STATED EXERCISE: Pictures aside, quote the whole listing exactly.

(Web page code records)
◆ ◆ ◆ ◆ ◆ ◆ ◆
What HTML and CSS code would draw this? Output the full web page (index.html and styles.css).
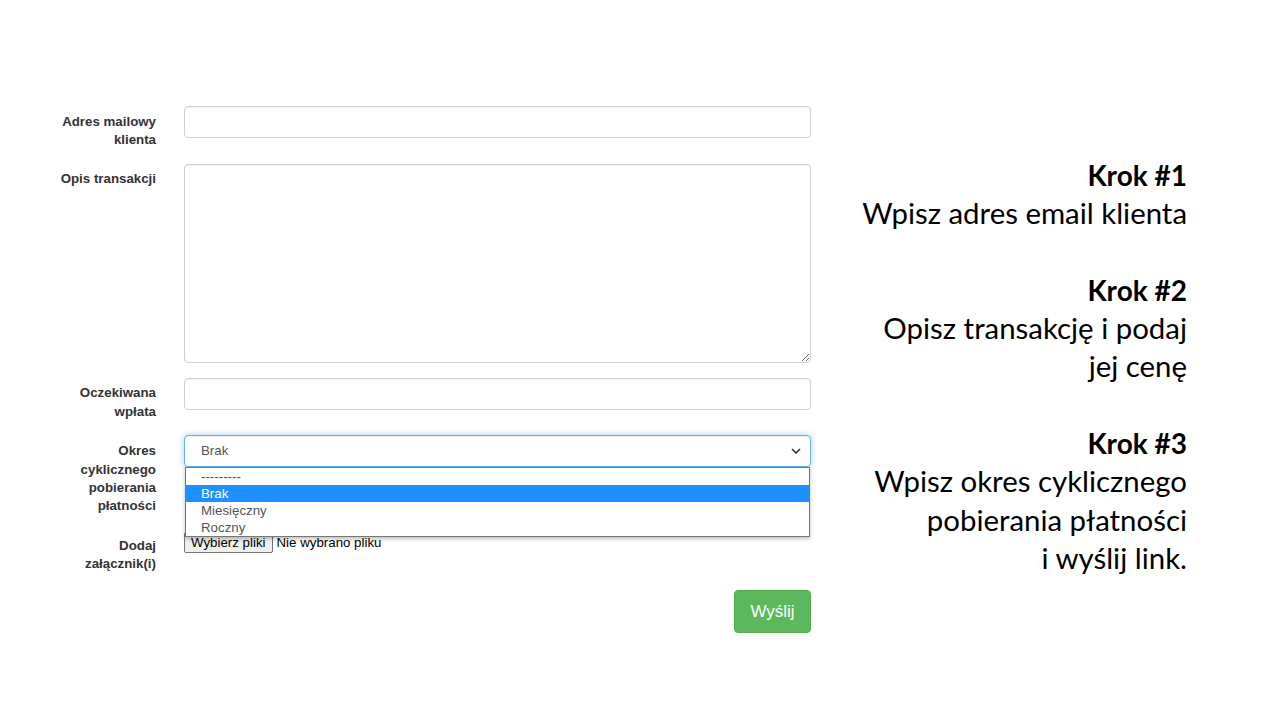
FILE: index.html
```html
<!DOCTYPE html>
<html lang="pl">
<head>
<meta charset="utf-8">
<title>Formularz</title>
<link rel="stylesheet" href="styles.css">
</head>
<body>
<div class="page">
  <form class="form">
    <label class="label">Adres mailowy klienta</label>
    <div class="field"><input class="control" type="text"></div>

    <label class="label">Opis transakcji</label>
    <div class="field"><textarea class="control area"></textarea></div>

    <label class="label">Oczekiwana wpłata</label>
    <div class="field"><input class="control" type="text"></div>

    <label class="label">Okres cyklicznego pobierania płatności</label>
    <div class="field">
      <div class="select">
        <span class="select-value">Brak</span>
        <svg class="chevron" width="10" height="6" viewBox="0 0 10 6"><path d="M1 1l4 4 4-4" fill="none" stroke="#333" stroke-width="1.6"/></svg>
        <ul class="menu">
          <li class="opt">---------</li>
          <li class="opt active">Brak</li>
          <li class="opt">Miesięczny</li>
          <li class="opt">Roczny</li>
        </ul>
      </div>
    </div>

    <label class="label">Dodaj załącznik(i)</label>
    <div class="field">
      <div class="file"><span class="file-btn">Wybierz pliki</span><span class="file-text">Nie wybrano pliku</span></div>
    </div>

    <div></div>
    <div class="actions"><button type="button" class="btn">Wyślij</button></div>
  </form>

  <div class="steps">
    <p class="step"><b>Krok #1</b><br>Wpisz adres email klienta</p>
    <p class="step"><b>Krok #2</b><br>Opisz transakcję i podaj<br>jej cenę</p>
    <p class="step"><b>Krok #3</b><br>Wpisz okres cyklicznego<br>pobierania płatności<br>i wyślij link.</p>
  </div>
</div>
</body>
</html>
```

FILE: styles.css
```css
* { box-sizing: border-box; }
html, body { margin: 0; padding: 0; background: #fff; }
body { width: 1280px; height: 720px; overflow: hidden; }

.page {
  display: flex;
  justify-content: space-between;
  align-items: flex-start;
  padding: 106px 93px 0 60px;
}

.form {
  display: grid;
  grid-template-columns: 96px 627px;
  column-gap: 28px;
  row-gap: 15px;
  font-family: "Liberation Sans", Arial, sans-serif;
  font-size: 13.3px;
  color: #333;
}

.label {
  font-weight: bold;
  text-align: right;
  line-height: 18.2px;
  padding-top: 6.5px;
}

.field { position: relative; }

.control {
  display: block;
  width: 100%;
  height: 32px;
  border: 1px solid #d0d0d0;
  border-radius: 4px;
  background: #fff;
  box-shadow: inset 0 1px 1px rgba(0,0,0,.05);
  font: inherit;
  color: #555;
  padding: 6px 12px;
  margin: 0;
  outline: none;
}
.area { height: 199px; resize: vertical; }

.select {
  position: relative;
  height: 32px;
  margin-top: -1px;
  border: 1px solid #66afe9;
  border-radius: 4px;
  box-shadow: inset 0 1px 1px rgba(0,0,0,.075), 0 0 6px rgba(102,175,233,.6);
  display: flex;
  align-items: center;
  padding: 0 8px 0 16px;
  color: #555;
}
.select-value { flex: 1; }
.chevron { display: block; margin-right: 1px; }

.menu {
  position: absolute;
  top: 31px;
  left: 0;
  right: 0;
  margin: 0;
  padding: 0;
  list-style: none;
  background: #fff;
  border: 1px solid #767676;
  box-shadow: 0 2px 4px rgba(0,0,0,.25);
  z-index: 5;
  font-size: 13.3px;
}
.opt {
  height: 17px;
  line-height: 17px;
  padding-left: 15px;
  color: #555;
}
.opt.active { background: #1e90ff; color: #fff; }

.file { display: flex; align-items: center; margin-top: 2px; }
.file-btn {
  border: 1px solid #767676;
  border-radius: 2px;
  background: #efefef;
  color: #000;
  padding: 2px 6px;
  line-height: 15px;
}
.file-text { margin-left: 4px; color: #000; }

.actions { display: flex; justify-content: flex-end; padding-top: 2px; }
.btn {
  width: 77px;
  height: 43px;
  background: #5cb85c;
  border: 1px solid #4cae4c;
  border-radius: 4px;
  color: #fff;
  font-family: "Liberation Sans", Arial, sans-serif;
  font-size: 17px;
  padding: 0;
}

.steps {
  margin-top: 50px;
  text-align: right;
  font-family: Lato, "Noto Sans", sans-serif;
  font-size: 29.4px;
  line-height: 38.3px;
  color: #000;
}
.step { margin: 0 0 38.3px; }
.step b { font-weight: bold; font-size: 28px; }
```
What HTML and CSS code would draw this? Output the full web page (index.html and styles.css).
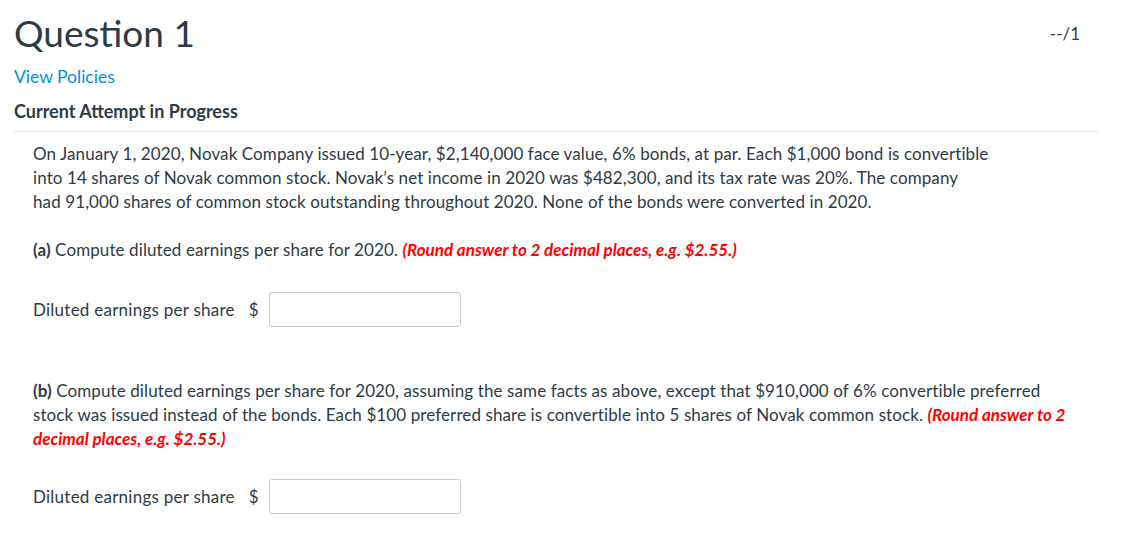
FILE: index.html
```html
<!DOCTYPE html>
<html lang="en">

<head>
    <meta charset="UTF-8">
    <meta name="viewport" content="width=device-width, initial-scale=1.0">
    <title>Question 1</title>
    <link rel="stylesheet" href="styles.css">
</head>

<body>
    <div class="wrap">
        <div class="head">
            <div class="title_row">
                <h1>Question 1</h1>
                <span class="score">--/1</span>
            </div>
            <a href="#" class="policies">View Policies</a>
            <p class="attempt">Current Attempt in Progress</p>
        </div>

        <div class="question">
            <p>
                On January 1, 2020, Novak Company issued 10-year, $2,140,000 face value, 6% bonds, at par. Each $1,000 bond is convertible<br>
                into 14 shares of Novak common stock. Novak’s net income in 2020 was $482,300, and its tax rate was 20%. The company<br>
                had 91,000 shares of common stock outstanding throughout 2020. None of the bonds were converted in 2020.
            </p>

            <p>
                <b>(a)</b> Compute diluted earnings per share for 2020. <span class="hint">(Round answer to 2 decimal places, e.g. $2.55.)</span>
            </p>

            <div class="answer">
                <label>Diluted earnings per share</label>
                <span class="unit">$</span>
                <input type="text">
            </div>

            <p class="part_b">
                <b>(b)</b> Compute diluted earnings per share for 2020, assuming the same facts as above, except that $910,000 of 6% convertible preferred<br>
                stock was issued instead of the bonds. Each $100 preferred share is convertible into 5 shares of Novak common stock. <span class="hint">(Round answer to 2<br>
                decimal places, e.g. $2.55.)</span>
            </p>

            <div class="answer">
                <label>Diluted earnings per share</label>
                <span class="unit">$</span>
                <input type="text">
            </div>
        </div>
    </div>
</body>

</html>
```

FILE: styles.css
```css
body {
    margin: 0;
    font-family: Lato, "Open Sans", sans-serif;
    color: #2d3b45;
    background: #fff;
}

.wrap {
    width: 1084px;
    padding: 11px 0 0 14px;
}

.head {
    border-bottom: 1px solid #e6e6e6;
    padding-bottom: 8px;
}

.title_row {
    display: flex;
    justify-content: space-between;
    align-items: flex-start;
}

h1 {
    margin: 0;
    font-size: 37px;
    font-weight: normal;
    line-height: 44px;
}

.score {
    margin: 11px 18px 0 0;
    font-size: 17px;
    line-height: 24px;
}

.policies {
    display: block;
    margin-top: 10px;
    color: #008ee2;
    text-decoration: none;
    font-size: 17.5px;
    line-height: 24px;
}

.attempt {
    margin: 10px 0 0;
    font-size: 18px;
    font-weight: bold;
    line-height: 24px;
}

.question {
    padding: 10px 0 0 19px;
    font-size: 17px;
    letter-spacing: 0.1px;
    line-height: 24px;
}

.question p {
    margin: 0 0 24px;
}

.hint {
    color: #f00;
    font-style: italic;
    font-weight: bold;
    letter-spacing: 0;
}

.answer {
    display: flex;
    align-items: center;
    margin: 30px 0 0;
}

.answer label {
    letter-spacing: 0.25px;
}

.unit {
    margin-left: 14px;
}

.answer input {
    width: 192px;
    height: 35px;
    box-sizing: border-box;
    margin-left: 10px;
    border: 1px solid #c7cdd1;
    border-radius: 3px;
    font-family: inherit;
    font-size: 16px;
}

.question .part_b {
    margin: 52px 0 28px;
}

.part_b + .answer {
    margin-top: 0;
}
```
◆ ◆ ◆ ◆ ◆ ◆ ◆
COMPLETE OUTPUT:
What HTML and CSS code would draw this? Output the full web page (index.html and styles.css).
FILE: index.html
```html
<!DOCTYPE html>
<html lang="pl">
<head>
<meta charset="utf-8">
<title>Formularz</title>
<link rel="stylesheet" href="styles.css">
</head>
<body>
<div class="page">
  <form class="form">
    <label class="label">Adres mailowy klienta</label>
    <div class="field"><input class="control" type="text"></div>

    <label class="label">Opis transakcji</label>
    <div class="field"><textarea class="control area"></textarea></div>

    <label class="label">Oczekiwana wpłata</label>
    <div class="field"><input class="control" type="text"></div>

    <label class="label">Okres cyklicznego pobierania płatności</label>
    <div class="field">
      <div class="select">
        <span class="select-value">Brak</span>
        <svg class="chevron" width="10" height="6" viewBox="0 0 10 6"><path d="M1 1l4 4 4-4" fill="none" stroke="#333" stroke-width="1.6"/></svg>
        <ul class="menu">
          <li class="opt">---------</li>
          <li class="opt active">Brak</li>
          <li class="opt">Miesięczny</li>
          <li class="opt">Roczny</li>
        </ul>
      </div>
    </div>

    <label class="label">Dodaj załącznik(i)</label>
    <div class="field">
      <div class="file"><span class="file-btn">Wybierz pliki</span><span class="file-text">Nie wybrano pliku</span></div>
    </div>

    <div></div>
    <div class="actions"><button type="button" class="btn">Wyślij</button></div>
  </form>

  <div class="steps">
    <p class="step"><b>Krok #1</b><br>Wpisz adres email klienta</p>
    <p class="step"><b>Krok #2</b><br>Opisz transakcję i podaj<br>jej cenę</p>
    <p class="step"><b>Krok #3</b><br>Wpisz okres cyklicznego<br>pobierania płatności<br>i wyślij link.</p>
  </div>
</div>
</body>
</html>
```

FILE: styles.css
```css
* { box-sizing: border-box; }
html, body { margin: 0; padding: 0; background: #fff; }
body { width: 1280px; height: 720px; overflow: hidden; }

.page {
  display: flex;
  justify-content: space-between;
  align-items: flex-start;
  padding: 106px 93px 0 60px;
}

.form {
  display: grid;
  grid-template-columns: 96px 627px;
  column-gap: 28px;
  row-gap: 15px;
  font-family: "Liberation Sans", Arial, sans-serif;
  font-size: 13.3px;
  color: #333;
}

.label {
  font-weight: bold;
  text-align: right;
  line-height: 18.2px;
  padding-top: 6.5px;
}

.field { position: relative; }

.control {
  display: block;
  width: 100%;
  height: 32px;
  border: 1px solid #d0d0d0;
  border-radius: 4px;
  background: #fff;
  box-shadow: inset 0 1px 1px rgba(0,0,0,.05);
  font: inherit;
  color: #555;
  padding: 6px 12px;
  margin: 0;
  outline: none;
}
.area { height: 199px; resize: vertical; }

.select {
  position: relative;
  height: 32px;
  margin-top: -1px;
  border: 1px solid #66afe9;
  border-radius: 4px;
  box-shadow: inset 0 1px 1px rgba(0,0,0,.075), 0 0 6px rgba(102,175,233,.6);
  display: flex;
  align-items: center;
  padding: 0 8px 0 16px;
  color: #555;
}
.select-value { flex: 1; }
.chevron { display: block; margin-right: 1px; }

.menu {
  position: absolute;
  top: 31px;
  left: 0;
  right: 0;
  margin: 0;
  padding: 0;
  list-style: none;
  background: #fff;
  border: 1px solid #767676;
  box-shadow: 0 2px 4px rgba(0,0,0,.25);
  z-index: 5;
  font-size: 13.3px;
}
.opt {
  height: 17px;
  line-height: 17px;
  padding-left: 15px;
  color: #555;
}
.opt.active { background: #1e90ff; color: #fff; }

.file { display: flex; align-items: center; margin-top: 2px; }
.file-btn {
  border: 1px solid #767676;
  border-radius: 2px;
  background: #efefef;
  color: #000;
  padding: 2px 6px;
  line-height: 15px;
}
.file-text { margin-left: 4px; color: #000; }

.actions { display: flex; justify-content: flex-end; padding-top: 2px; }
.btn {
  width: 77px;
  height: 43px;
  background: #5cb85c;
  border: 1px solid #4cae4c;
  border-radius: 4px;
  color: #fff;
  font-family: "Liberation Sans", Arial, sans-serif;
  font-size: 17px;
  padding: 0;
}

.steps {
  margin-top: 50px;
  text-align: right;
  font-family: Lato, "Noto Sans", sans-serif;
  font-size: 29.4px;
  line-height: 38.3px;
  color: #000;
}
.step { margin: 0 0 38.3px; }
.step b { font-weight: bold; font-size: 28px; }
```
What HTML and CSS code would draw this? Output the full web page (index.html and styles.css).
FILE: index.html
```html
<!DOCTYPE html>
<html lang="en">

<head>
    <meta charset="UTF-8">
    <meta name="viewport" content="width=device-width, initial-scale=1.0">
    <title>Question 1</title>
    <link rel="stylesheet" href="styles.css">
</head>

<body>
    <div class="wrap">
        <div class="head">
            <div class="title_row">
                <h1>Question 1</h1>
                <span class="score">--/1</span>
            </div>
            <a href="#" class="policies">View Policies</a>
            <p class="attempt">Current Attempt in Progress</p>
        </div>

        <div class="question">
            <p>
                On January 1, 2020, Novak Company issued 10-year, $2,140,000 face value, 6% bonds, at par. Each $1,000 bond is convertible<br>
                into 14 shares of Novak common stock. Novak’s net income in 2020 was $482,300, and its tax rate was 20%. The company<br>
                had 91,000 shares of common stock outstanding throughout 2020. None of the bonds were converted in 2020.
            </p>

            <p>
                <b>(a)</b> Compute diluted earnings per share for 2020. <span class="hint">(Round answer to 2 decimal places, e.g. $2.55.)</span>
            </p>

            <div class="answer">
                <label>Diluted earnings per share</label>
                <span class="unit">$</span>
                <input type="text">
            </div>

            <p class="part_b">
                <b>(b)</b> Compute diluted earnings per share for 2020, assuming the same facts as above, except that $910,000 of 6% convertible preferred<br>
                stock was issued instead of the bonds. Each $100 preferred share is convertible into 5 shares of Novak common stock. <span class="hint">(Round answer to 2<br>
                decimal places, e.g. $2.55.)</span>
            </p>

            <div class="answer">
                <label>Diluted earnings per share</label>
                <span class="unit">$</span>
                <input type="text">
            </div>
        </div>
    </div>
</body>

</html>
```

FILE: styles.css
```css
body {
    margin: 0;
    font-family: Lato, "Open Sans", sans-serif;
    color: #2d3b45;
    background: #fff;
}

.wrap {
    width: 1084px;
    padding: 11px 0 0 14px;
}

.head {
    border-bottom: 1px solid #e6e6e6;
    padding-bottom: 8px;
}

.title_row {
    display: flex;
    justify-content: space-between;
    align-items: flex-start;
}

h1 {
    margin: 0;
    font-size: 37px;
    font-weight: normal;
    line-height: 44px;
}

.score {
    margin: 11px 18px 0 0;
    font-size: 17px;
    line-height: 24px;
}

.policies {
    display: block;
    margin-top: 10px;
    color: #008ee2;
    text-decoration: none;
    font-size: 17.5px;
    line-height: 24px;
}

.attempt {
    margin: 10px 0 0;
    font-size: 18px;
    font-weight: bold;
    line-height: 24px;
}

.question {
    padding: 10px 0 0 19px;
    font-size: 17px;
    letter-spacing: 0.1px;
    line-height: 24px;
}

.question p {
    margin: 0 0 24px;
}

.hint {
    color: #f00;
    font-style: italic;
    font-weight: bold;
    letter-spacing: 0;
}

.answer {
    display: flex;
    align-items: center;
    margin: 30px 0 0;
}

.answer label {
    letter-spacing: 0.25px;
}

.unit {
    margin-left: 14px;
}

.answer input {
    width: 192px;
    height: 35px;
    box-sizing: border-box;
    margin-left: 10px;
    border: 1px solid #c7cdd1;
    border-radius: 3px;
    font-family: inherit;
    font-size: 16px;
}

.question .part_b {
    margin: 52px 0 28px;
}

.part_b + .answer {
    margin-top: 0;
}
```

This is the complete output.